AVAILABLE RECORDS:
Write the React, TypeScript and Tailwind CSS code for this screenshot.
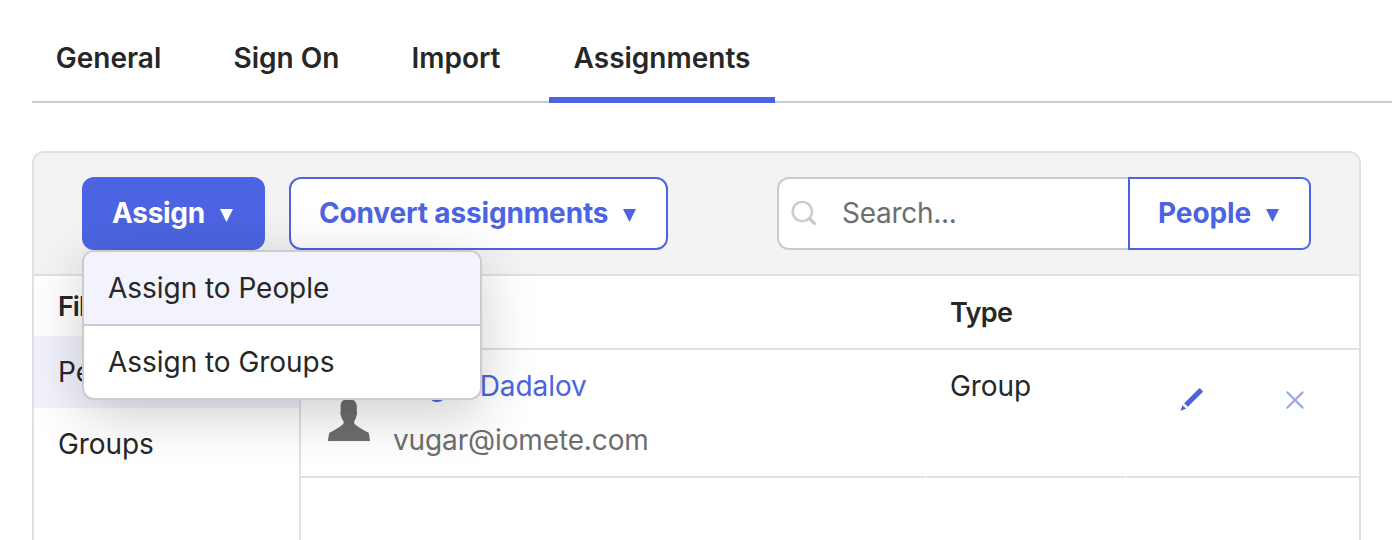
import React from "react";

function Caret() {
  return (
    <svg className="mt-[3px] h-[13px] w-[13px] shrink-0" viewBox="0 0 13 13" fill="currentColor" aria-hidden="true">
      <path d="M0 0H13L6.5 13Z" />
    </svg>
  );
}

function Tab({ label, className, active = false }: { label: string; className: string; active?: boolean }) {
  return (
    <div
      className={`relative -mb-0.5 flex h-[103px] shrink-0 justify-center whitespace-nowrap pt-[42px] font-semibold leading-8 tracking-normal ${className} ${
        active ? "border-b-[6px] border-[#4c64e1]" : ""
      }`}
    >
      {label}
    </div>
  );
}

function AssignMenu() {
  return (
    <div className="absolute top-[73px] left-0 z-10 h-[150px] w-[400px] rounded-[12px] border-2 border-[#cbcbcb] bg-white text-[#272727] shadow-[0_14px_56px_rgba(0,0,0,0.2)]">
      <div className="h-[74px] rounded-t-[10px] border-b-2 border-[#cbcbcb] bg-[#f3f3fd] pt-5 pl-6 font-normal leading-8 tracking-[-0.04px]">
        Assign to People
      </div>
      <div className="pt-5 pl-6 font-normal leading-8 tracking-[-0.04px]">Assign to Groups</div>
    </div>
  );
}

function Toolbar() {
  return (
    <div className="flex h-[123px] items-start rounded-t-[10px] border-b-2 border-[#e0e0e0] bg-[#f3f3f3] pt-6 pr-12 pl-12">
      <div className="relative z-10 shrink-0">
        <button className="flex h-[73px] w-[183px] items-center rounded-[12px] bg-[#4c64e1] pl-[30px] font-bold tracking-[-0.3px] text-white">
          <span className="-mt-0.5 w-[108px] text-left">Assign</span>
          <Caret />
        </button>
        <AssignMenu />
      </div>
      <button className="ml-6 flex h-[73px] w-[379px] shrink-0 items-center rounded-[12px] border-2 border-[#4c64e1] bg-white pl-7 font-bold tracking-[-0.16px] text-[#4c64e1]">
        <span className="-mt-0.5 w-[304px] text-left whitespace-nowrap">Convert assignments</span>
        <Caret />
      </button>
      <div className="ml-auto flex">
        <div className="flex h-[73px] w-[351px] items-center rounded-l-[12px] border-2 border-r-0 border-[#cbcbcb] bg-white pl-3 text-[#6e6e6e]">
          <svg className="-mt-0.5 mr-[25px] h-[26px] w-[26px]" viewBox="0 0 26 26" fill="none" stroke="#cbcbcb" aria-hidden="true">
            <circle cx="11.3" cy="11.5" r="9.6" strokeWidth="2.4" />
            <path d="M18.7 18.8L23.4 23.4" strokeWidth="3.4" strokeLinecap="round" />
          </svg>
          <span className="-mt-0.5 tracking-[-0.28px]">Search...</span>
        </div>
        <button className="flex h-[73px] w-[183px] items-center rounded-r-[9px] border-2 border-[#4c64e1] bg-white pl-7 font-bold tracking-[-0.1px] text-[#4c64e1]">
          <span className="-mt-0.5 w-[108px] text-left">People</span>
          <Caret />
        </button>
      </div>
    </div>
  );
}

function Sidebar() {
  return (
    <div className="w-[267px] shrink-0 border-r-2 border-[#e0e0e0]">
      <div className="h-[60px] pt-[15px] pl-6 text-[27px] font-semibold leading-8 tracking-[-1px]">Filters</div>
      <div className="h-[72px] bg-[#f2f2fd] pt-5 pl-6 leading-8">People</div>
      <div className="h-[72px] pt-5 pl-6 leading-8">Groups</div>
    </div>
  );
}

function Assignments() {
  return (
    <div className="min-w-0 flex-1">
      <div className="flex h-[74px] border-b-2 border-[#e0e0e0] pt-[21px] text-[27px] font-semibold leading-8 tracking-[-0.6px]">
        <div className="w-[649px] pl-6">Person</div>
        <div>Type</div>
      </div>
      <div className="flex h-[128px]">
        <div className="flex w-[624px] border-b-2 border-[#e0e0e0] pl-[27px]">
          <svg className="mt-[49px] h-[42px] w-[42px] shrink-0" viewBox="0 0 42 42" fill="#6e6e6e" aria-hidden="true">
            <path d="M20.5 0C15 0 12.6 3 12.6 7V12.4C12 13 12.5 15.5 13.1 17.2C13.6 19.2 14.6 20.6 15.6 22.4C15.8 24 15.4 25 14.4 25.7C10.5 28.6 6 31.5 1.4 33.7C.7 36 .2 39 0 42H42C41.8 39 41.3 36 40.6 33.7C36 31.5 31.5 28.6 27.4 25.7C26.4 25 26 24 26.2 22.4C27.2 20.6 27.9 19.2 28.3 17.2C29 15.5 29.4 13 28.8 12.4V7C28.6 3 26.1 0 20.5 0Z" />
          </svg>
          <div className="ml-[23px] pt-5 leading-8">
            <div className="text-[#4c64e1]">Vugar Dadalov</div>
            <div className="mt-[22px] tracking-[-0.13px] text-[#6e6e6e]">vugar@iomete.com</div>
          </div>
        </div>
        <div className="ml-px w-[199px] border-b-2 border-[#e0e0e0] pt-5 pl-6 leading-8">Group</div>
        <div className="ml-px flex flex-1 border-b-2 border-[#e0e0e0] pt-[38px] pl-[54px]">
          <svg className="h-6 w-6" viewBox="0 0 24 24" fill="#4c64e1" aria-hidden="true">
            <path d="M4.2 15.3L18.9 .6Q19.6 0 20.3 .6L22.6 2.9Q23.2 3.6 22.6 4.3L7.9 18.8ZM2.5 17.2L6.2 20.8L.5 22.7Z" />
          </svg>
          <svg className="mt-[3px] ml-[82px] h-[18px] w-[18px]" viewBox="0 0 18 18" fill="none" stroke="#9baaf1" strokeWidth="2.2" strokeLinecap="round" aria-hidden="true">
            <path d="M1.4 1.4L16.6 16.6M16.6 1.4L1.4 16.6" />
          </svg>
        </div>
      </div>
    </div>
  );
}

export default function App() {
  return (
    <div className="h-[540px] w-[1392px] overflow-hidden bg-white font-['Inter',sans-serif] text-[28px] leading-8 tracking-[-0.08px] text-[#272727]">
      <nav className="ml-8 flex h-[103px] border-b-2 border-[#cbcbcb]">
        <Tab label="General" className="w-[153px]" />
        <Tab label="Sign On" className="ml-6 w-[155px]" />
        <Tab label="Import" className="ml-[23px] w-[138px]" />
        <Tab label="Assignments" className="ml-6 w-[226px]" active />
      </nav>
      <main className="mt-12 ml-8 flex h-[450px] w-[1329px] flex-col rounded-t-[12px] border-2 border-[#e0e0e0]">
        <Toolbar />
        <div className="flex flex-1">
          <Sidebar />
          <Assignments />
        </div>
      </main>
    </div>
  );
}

---

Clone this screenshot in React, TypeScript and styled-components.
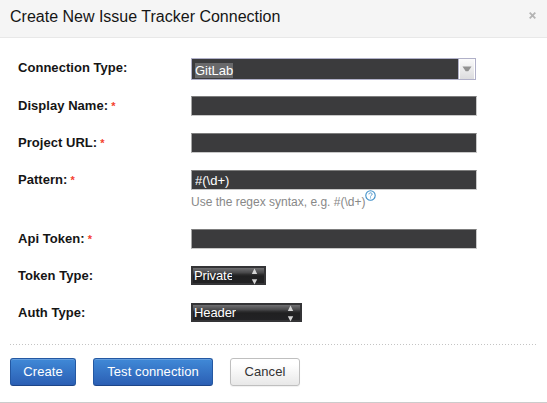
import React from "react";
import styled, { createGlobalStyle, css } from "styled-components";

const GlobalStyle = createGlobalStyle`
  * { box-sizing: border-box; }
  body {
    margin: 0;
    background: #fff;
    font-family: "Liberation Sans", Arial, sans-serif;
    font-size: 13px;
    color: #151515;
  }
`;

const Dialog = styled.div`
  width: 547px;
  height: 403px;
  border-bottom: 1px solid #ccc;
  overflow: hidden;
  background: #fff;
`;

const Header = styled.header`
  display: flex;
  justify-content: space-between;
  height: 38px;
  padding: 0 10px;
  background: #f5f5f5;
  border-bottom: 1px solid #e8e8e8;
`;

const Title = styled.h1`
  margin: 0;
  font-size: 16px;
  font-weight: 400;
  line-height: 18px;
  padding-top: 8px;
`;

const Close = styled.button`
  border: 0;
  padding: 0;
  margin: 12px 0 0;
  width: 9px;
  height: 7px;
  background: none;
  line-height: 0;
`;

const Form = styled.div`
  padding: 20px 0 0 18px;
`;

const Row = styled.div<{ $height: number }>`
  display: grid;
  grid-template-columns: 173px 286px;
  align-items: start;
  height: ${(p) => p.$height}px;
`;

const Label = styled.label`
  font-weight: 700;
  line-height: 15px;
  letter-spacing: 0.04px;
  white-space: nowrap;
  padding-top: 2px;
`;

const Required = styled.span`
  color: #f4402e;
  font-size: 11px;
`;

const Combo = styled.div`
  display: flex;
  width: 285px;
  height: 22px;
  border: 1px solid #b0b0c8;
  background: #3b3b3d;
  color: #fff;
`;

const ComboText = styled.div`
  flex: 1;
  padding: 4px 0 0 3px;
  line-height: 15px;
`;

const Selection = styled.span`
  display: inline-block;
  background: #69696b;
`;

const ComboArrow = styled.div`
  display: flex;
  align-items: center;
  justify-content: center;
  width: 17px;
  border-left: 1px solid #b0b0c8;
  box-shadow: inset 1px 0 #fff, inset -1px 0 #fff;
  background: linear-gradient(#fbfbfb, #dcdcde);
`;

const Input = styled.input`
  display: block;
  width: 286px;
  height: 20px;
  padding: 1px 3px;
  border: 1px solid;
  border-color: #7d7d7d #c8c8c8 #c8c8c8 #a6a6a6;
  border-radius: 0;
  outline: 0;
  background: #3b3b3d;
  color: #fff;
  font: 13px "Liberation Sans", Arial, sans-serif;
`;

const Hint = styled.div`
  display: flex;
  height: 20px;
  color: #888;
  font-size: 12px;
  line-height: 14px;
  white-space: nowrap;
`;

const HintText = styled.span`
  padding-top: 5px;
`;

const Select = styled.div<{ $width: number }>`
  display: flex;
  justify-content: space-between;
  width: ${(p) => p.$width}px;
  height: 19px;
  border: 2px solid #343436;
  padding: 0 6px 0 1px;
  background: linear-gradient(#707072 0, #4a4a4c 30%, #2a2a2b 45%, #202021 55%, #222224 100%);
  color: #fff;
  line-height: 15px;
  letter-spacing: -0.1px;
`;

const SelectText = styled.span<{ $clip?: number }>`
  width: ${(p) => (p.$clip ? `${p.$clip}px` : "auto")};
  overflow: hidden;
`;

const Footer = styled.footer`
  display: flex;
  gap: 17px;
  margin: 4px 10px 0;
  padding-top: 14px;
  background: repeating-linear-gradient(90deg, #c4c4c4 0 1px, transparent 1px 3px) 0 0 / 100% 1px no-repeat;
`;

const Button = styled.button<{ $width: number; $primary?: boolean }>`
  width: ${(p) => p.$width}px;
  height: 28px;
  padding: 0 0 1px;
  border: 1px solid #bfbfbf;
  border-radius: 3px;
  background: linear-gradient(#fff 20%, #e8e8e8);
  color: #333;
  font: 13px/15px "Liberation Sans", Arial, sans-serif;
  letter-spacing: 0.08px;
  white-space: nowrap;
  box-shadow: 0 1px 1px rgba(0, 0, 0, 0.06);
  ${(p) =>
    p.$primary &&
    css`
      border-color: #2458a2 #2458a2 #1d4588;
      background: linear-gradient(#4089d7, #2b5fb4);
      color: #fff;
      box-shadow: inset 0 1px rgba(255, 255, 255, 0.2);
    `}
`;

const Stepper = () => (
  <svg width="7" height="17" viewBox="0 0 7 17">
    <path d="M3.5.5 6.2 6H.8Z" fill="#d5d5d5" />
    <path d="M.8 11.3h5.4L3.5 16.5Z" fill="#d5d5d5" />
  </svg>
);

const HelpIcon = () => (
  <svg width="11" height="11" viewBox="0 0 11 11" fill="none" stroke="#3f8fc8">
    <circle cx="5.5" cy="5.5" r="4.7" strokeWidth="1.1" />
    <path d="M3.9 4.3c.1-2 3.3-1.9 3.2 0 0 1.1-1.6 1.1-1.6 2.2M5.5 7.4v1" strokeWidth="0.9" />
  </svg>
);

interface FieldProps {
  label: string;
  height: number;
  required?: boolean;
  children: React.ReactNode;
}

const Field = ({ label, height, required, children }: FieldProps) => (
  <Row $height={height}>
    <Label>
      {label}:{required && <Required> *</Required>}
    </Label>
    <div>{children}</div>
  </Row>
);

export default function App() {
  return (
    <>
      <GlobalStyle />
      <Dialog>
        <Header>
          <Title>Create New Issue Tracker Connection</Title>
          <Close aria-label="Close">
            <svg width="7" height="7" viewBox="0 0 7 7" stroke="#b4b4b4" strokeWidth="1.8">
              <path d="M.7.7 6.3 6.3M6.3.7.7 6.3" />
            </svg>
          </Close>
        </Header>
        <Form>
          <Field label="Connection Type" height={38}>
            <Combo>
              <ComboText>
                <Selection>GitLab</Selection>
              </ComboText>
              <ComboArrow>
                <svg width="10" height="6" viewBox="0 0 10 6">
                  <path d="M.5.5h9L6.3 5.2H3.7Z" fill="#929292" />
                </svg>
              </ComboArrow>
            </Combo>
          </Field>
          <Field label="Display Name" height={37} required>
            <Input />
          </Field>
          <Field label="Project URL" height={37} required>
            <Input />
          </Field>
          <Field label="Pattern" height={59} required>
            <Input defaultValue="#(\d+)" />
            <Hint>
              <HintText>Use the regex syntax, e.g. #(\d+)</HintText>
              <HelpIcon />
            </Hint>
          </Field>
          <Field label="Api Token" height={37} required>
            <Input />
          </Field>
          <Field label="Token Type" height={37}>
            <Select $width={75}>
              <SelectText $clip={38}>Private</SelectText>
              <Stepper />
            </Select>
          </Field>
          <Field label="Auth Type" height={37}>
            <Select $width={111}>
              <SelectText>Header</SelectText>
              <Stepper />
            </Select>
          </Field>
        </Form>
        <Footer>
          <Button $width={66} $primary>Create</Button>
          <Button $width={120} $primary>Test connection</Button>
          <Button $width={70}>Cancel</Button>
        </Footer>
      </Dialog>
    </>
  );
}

--

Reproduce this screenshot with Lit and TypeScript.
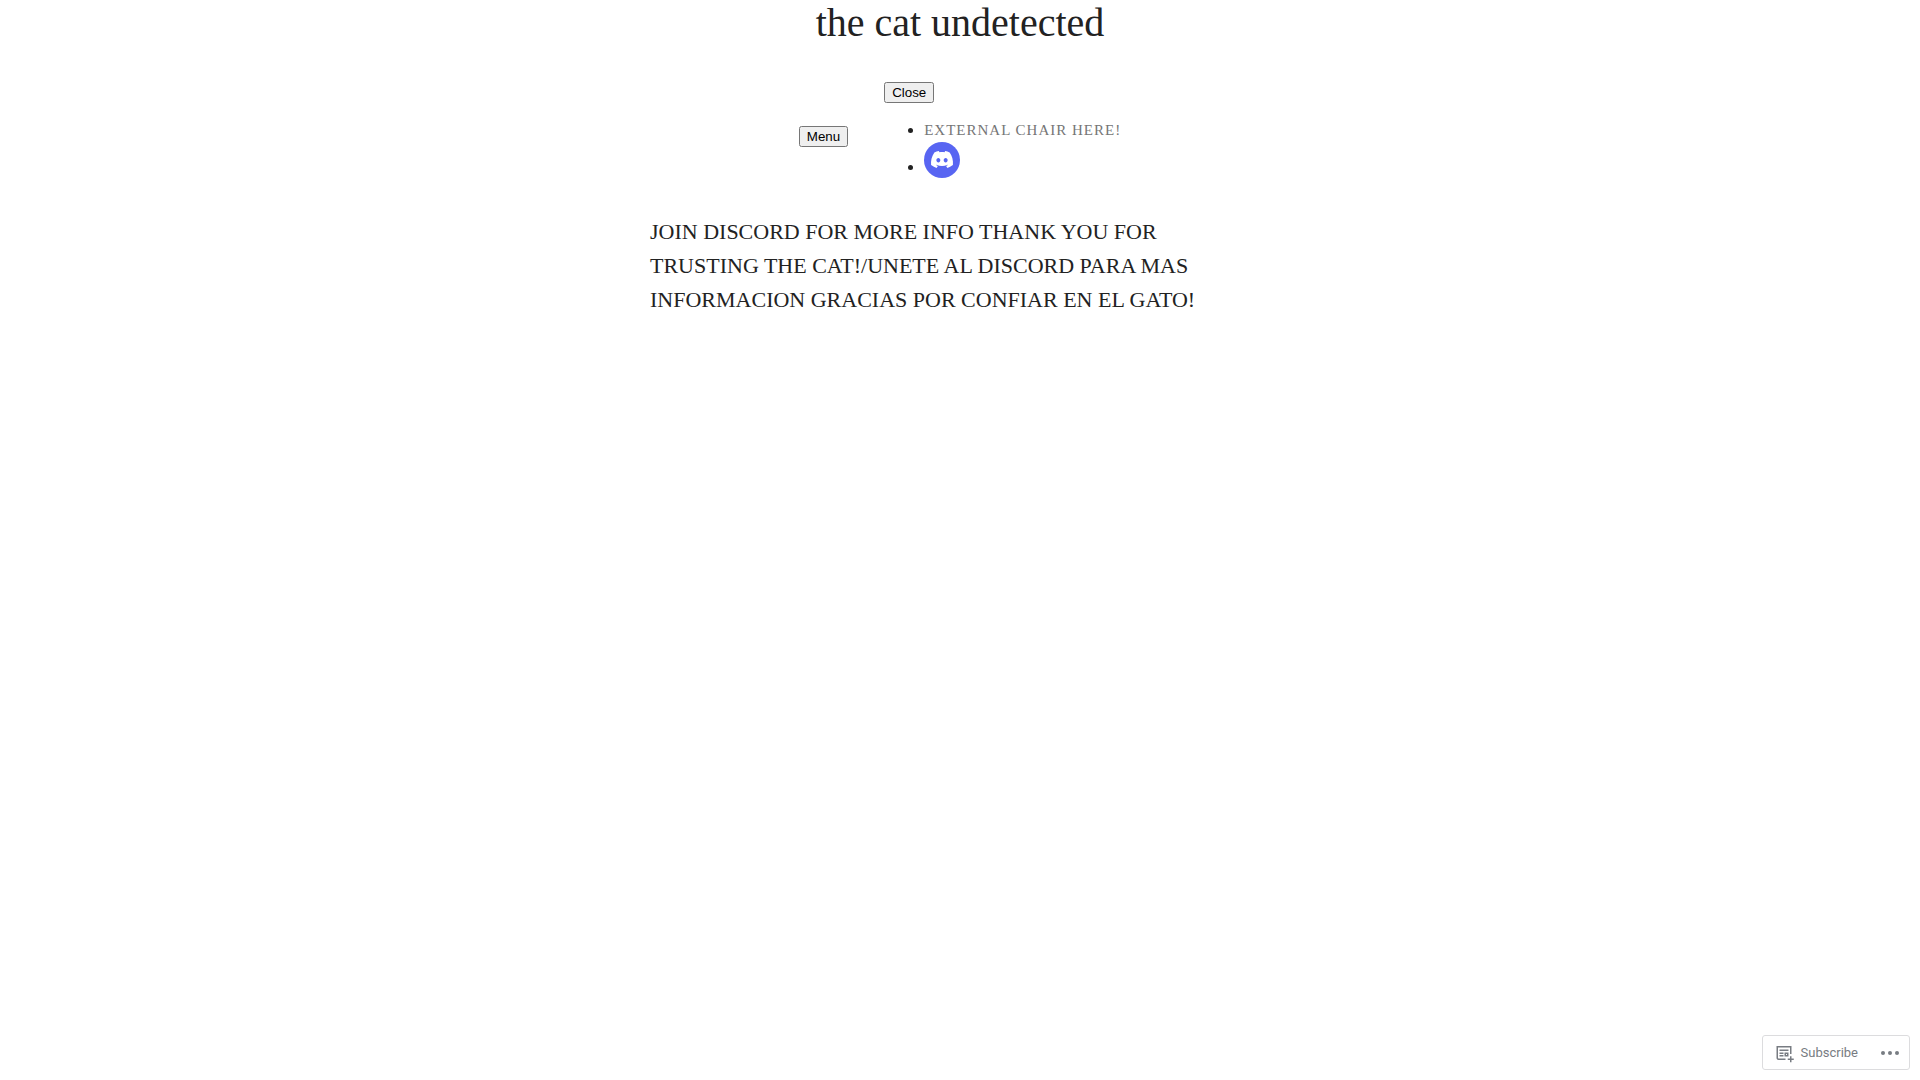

TASK GOAL: List every line in the records above that contains the word "screenshot".

EXERCISE RESPONSE:
Write the React, TypeScript and Tailwind CSS code for this screenshot.
Clone this screenshot in React, TypeScript and styled-components.
Reproduce this screenshot with Lit and TypeScript.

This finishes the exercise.